Song by Ed Sheeran

from the album ÷
- Released: 3 March 2017
- Recorded: 2016
- Genre: Irish folk
- Length: 2:59
- Label: Asylum; Atlantic;
- Songwriters: Amy Wadge; Benny Blanco; Ed Sheeran; Foy Vance; Johnny McDaid; Murray Cummings;
- Producers: Benny Blanco; Ed Sheeran;

= Nancy Mulligan =

"Nancy Mulligan" is a song by English singer-songwriter Ed Sheeran. It was included on the deluxe edition of his third studio album ÷ (2017) and is the fifteenth track. After the album's release it charted at number 13 on the UK Singles Chart. Sheeran recorded the song together with Beoga.

== Background ==
"Nancy Mulligan" is one of the most personal songs on the album, telling the story of how his grandparents, William Sheeran, a Protestant from Belfast, Northern Ireland and Anne "Nancy" Mulligan, a Catholic from the Republic of Ireland, met, fell in love during the Second World War and got married at the Wexford border. Sheeran said: "They got engaged and no one turned up at their wedding. He stole all the gold teeth in his dental surgery and melted them down into a wedding ring, and they wore borrowed clothes to get married, and just basically have this kind of Romeo and Juliet romance, which is like the most romantic thing. So I thought I'd write a song about it and make it a jig [reel]."

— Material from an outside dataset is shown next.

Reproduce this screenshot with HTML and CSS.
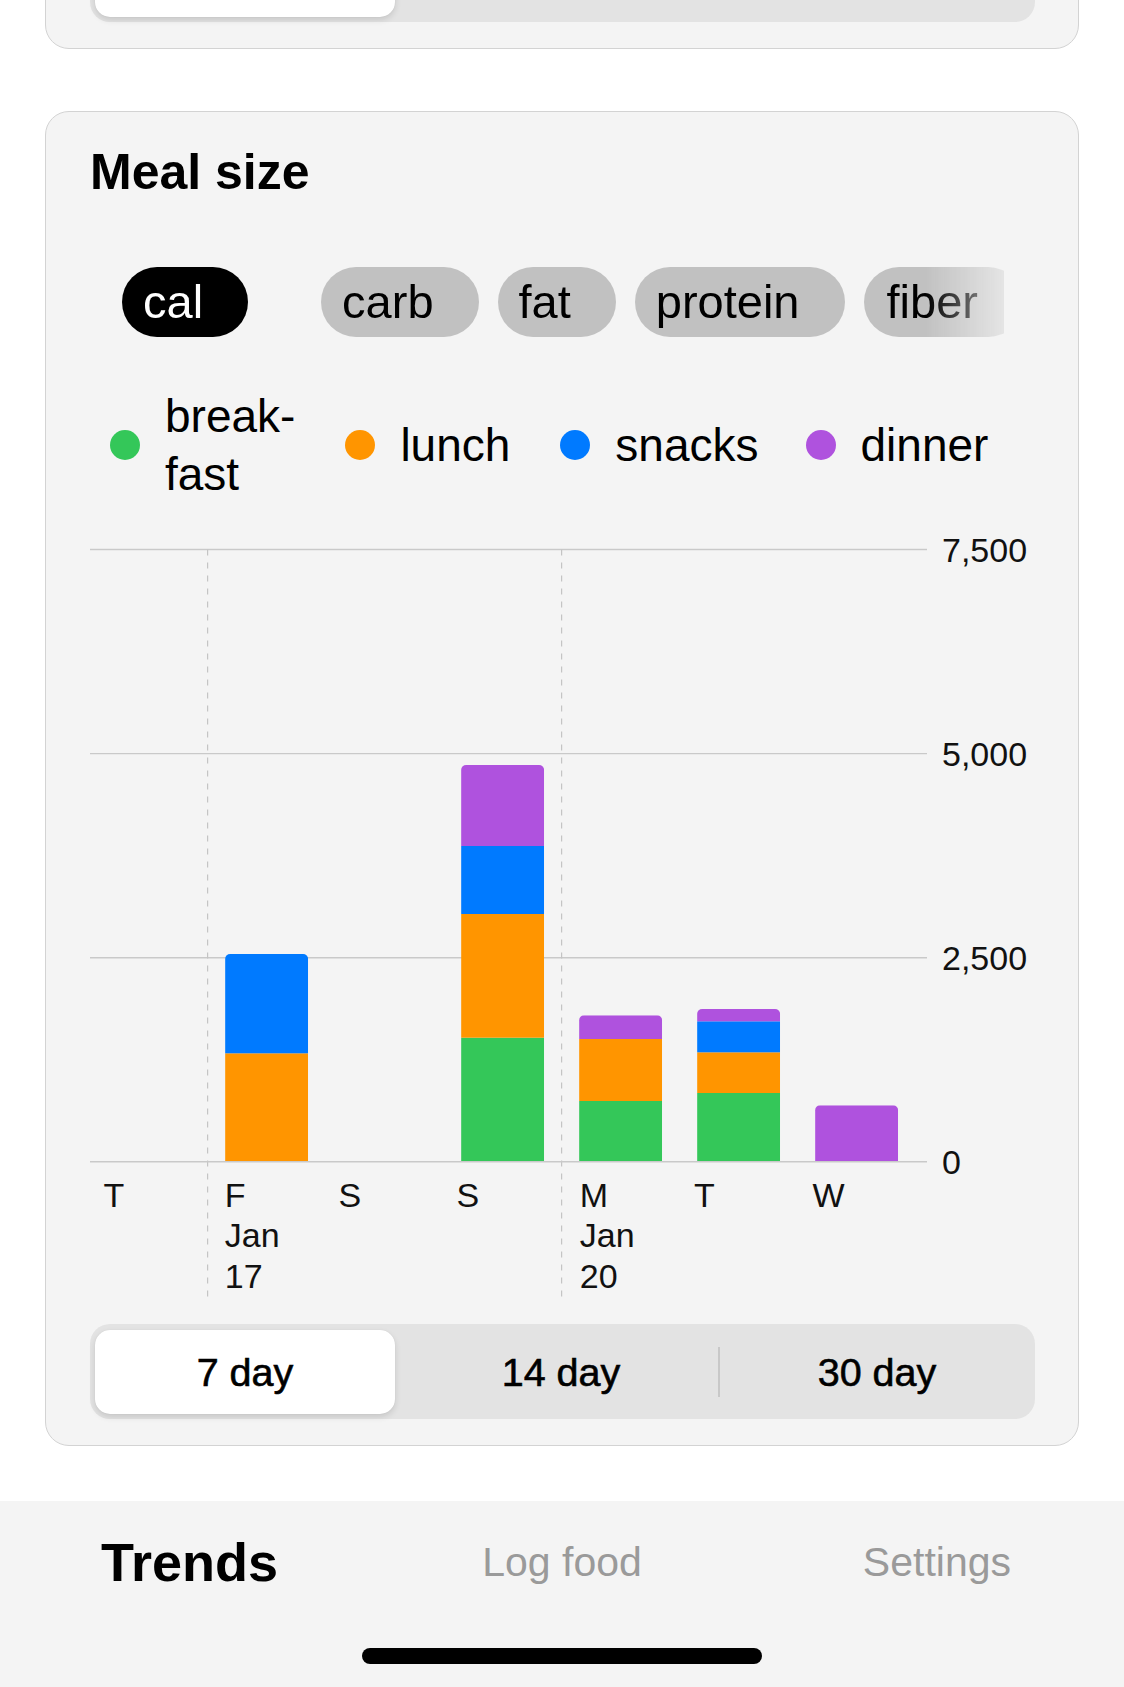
FILE: index.html
```html
<!DOCTYPE html>
<html lang="en">
<head>
<meta charset="utf-8">
<title>Trends</title>
<link rel="stylesheet" href="styles.css">
</head>
<body>
<div class="screen">
  <main class="scroll">
    <section class="card card-top">
      <div class="seg">
        <div class="seg-item is-active"></div>
        <div class="seg-item"></div>
        <div class="seg-item has-sep"></div>
      </div>
    </section>

    <section class="card">
      <h2 class="card-title">Meal size</h2>

      <div class="chips">
        <span class="chip is-active">cal</span>
        <span class="chip">carb</span>
        <span class="chip">fat</span>
        <span class="chip">protein</span>
        <span class="chip">fiber</span>
      </div>

      <div class="legend">
        <div class="legend-item"><span class="dot dot-green"></span><span class="legend-label wrap">break-fast</span></div>
        <div class="legend-item"><span class="dot dot-orange"></span><span class="legend-label">lunch</span></div>
        <div class="legend-item"><span class="dot dot-blue"></span><span class="legend-label">snacks</span></div>
        <div class="legend-item"><span class="dot dot-purple"></span><span class="legend-label">dinner</span></div>
      </div>

      <svg class="chart" width="945" height="790" viewBox="0 0 945 790">
        <defs>
          <clipPath id="cF"><rect x="135.1" y="434" width="83" height="220" rx="5"/></clipPath>
          <clipPath id="cSu"><rect x="371.1" y="245" width="83" height="410" rx="5"/></clipPath>
          <clipPath id="cM"><rect x="489.1" y="495.3" width="83" height="160" rx="5"/></clipPath>
          <clipPath id="cT"><rect x="607.1" y="489" width="83" height="165" rx="5"/></clipPath>
          <clipPath id="cW"><rect x="725.1" y="585.3" width="83" height="70" rx="5"/></clipPath>
        </defs>

        <g class="grid">
          <line x1="0" y1="29.5" x2="837" y2="29.5"/>
          <line x1="0" y1="233.6" x2="837" y2="233.6"/>
          <line x1="0" y1="437.7" x2="837" y2="437.7"/>
        </g>
        <g class="vdash">
          <line x1="117.6" y1="29.5" x2="117.6" y2="779"/>
          <line x1="471.6" y1="29.5" x2="471.6" y2="779"/>
        </g>

        <g clip-path="url(#cF)">
          <rect class="c-orange" x="135.1" y="533.3" width="83" height="108.5"/>
          <rect class="c-blue" x="135.1" y="434" width="83" height="99.3"/>
        </g>
        <g clip-path="url(#cSu)">
          <rect class="c-green" x="371.1" y="517.7" width="83" height="124.1"/>
          <rect class="c-orange" x="371.1" y="394" width="83" height="123.7"/>
          <rect class="c-blue" x="371.1" y="326" width="83" height="68"/>
          <rect class="c-purple" x="371.1" y="245" width="83" height="81"/>
        </g>
        <g clip-path="url(#cM)">
          <rect class="c-green" x="489.1" y="581" width="83" height="60.8"/>
          <rect class="c-orange" x="489.1" y="519" width="83" height="62"/>
          <rect class="c-purple" x="489.1" y="495.3" width="83" height="23.7"/>
        </g>
        <g clip-path="url(#cT)">
          <rect class="c-green" x="607.1" y="573" width="83" height="68.8"/>
          <rect class="c-orange" x="607.1" y="532.3" width="83" height="40.7"/>
          <rect class="c-blue" x="607.1" y="501.3" width="83" height="31"/>
          <rect class="c-purple" x="607.1" y="489" width="83" height="12.3"/>
        </g>
        <g clip-path="url(#cW)">
          <rect class="c-purple" x="725.1" y="585.3" width="83" height="56.5"/>
        </g>

        <g class="grid">
          <line x1="0" y1="641.8" x2="837" y2="641.8"/>
        </g>

        <g class="axis">
          <text x="852" y="41.6">7,500</text>
          <text x="852" y="245.7">5,000</text>
          <text x="852" y="449.8">2,500</text>
          <text x="852" y="653.9">0</text>
        </g>

        <g class="axis">
          <text x="13.6" y="686.7">T</text>
          <text x="134.8" y="686.7"><tspan x="134.8" y="686.7">F</tspan><tspan x="134.8" y="727.2">Jan</tspan><tspan x="134.8" y="767.7">17</tspan></text>
          <text x="248.6" y="686.7">S</text>
          <text x="366.6" y="686.7">S</text>
          <text x="489.8" y="686.7"><tspan x="489.8" y="686.7">M</tspan><tspan x="489.8" y="727.2">Jan</tspan><tspan x="489.8" y="767.7">20</tspan></text>
          <text x="604.1" y="686.7">T</text>
          <text x="722.6" y="686.7">W</text>
        </g>
      </svg>

      <div class="seg">
        <div class="seg-item is-active">7 day</div>
        <div class="seg-item">14 day</div>
        <div class="seg-item has-sep">30 day</div>
      </div>
    </section>
  </main>

  <nav class="tabbar">
    <div class="tabs">
      <span class="tab tab-left is-active">Trends</span>
      <span class="tab">Log food</span>
      <span class="tab tab-right">Settings</span>
    </div>
    <div class="home-indicator"></div>
  </nav>
</div>
</body>
</html>
```

FILE: styles.css
```css
* {
  box-sizing: border-box;
}

html, body {
  margin: 0;
  padding: 0;
  background: #ffffff;
}

body {
  font-family: "Liberation Sans", Arial, sans-serif;
  color: #000;
}

.screen {
  width: 1124px;
  height: 1687px;
  display: flex;
  flex-direction: column;
  overflow: hidden;
}

.scroll {
  flex: 1;
  overflow: hidden;
  padding: 0 45px;
}

.card {
  background: #f4f4f4;
  border: 1px solid #d3d3d3;
  border-radius: 24px;
  padding: 30px 43px 26px 44px;
  margin-top: 62px;
}

.card-top {
  margin-top: -104px;
}

.card-title {
  margin: 0;
  font-size: 50px;
  line-height: 60px;
  font-weight: 700;
  letter-spacing: 0;
}

/* metric chips */
.chips {
  margin: 65px 31px 0 0;
  padding-left: 32px;
  height: 70px;
  display: flex;
  gap: 19px;
  overflow: hidden;
  white-space: nowrap;
  -webkit-mask-image: linear-gradient(to right, #000 0, #000 calc(100% - 78px), rgba(0,0,0,0.3) 100%);
  mask-image: linear-gradient(to right, #000 0, #000 calc(100% - 78px), rgba(0,0,0,0.3) 100%);
}

.chip {
  flex: none;
  height: 70px;
  line-height: 70px;
  font-size: 47px;
  padding: 0 45px 0 21px;
  border-radius: 35px;
  background: #c1c1c1;
  color: #000;
}

.chip.is-active {
  background: #000;
  color: #fff;
  margin-right: 54px;
}

.chip:last-child {
  padding-left: 23px;
}

/* legend */
.legend {
  margin-top: 50px;
  padding-left: 20px;
  display: flex;
  align-items: center;
  gap: 50px;
  min-height: 116px;
}

.legend-item {
  display: flex;
  align-items: center;
  gap: 25px;
}

.legend-item:last-child {
  margin-left: -3px;
}

.dot {
  width: 30px;
  height: 30px;
  border-radius: 50%;
  flex: none;
}

.dot-green { background: #34c759; }
.dot-orange { background: #ff9500; }
.dot-blue { background: #007aff; }
.dot-purple { background: #af52de; }

.legend-label {
  font-size: 46px;
  line-height: 58px;
}

.legend-label.wrap {
  width: min-content;
}

/* chart */
.chart {
  display: block;
  margin-top: 17px;
  overflow: visible;
}

.grid line {
  stroke: #c9c9c9;
  stroke-width: 1.4;
}

.vdash line {
  stroke: #c4c4c4;
  stroke-width: 1.2;
  stroke-dasharray: 6 7;
}

.c-green { fill: #34c759; }
.c-orange { fill: #ff9500; }
.c-blue { fill: #007aff; }
.c-purple { fill: #af52de; }

.axis text {
  font-family: "Liberation Sans", Arial, sans-serif;
  font-size: 34px;
  fill: #111;
}

/* segmented control */
.seg {
  margin-top: 14px;
  height: 95px;
  padding: 6px 0 5px 5px;
  background: #e3e3e3;
  border-radius: 20px;
  display: grid;
  grid-template-columns: 1fr 316px 316px;
}

.card-top .seg {
  margin-top: 0;
}

.seg-item {
  position: relative;
  display: flex;
  align-items: center;
  justify-content: center;
  font-size: 39.5px;
  color: #000;
  -webkit-text-stroke: 0.6px #000;
}

.seg-item.is-active {
  background: #ffffff;
  border-radius: 15px;
  margin-right: 8px;
  box-shadow: 0 3px 6px rgba(0, 0, 0, 0.12), 0 0 1px rgba(0, 0, 0, 0.1);
}

.seg-item.has-sep::before {
  content: "";
  position: absolute;
  left: -1px;
  top: 17px;
  width: 2px;
  height: 50px;
  background: #c8c8c8;
}

/* tab bar */
.tabbar {
  flex: none;
  height: 186px;
  background: #f4f4f4;
}

.tabs {
  height: 122px;
  display: grid;
  grid-template-columns: 1fr auto 1fr;
  align-items: center;
}

.tab {
  font-size: 41px;
  color: #9a9a9a;
  line-height: 60px;
}

.tab.is-active {
  font-size: 54px;
  font-weight: 700;
  color: #000;
}

.tab-left {
  justify-self: start;
  margin-left: 101px;
}

.tab-right {
  justify-self: end;
  margin-right: 113px;
}

.home-indicator {
  margin: 25px auto 0;
  width: 400px;
  height: 16px;
  border-radius: 8px;
  background: #000;
}
```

In an interview with the Irish Times, talking about the song's Irish roots, Sheeran said "I don't think enough people use Irish folk in pop music... Hopefully if these songs are successful, more people will do a bit more like it."

== Notable performances and covers ==
Sheeran performed the song, backed on stage by Beoga, during his headline performance at the Glastonbury Festival 2017.

== Charts and certifications ==

=== Weekly charts ===

| Chart (2017) | Peak position |
|---|---|
| Australia (ARIA) | 37 |
| Austria (Ö3 Austria Top 40) | 42 |
| Canada Hot 100 (Billboard) | 51 |
| Czech Republic Singles Digital (ČNS IFPI) | 27 |
| Denmark (Tracklisten) | 37 |
| France (SNEP) | 127 |
| Germany (GfK) | 43 |
| Hungary (Stream Top 40) | 28 |
| Ireland (IRMA) | 3 |
| Italy (FIMI) | 59 |
| Netherlands (Single Top 100) | 26 |
| New Zealand (Recorded Music NZ) | 27 |
| Scotland Singles (OCC) | 21 |
| Slovakia Singles Digital (ČNS IFPI) | 28 |
| Sweden (Sverigetopplistan) | 50 |
| UK Singles (OCC) | 13 |
| US Bubbling Under Hot 100 (Billboard) | 1 |

=== Certifications ===

| Region | Certification | Certified units/sales |
| Austria (IFPI Austria) | Gold | 15,000^{‡} |
| Canada (Music Canada) | Platinum | 80,000^{‡} |
| Denmark (IFPI Danmark) | Gold | 45,000^{‡} |
| Italy (FIMI) | Gold | 25,000^{‡} |
| New Zealand (RMNZ) | Platinum | 30,000^{‡} |
| Poland (ZPAV) | Gold | 25,000^{‡} |
| United Kingdom (BPI) | Platinum | 600,000^{‡} |
| United States (RIAA) | Gold | 500,000^{‡} |
^{‡} Sales+streaming figures based on certification alone.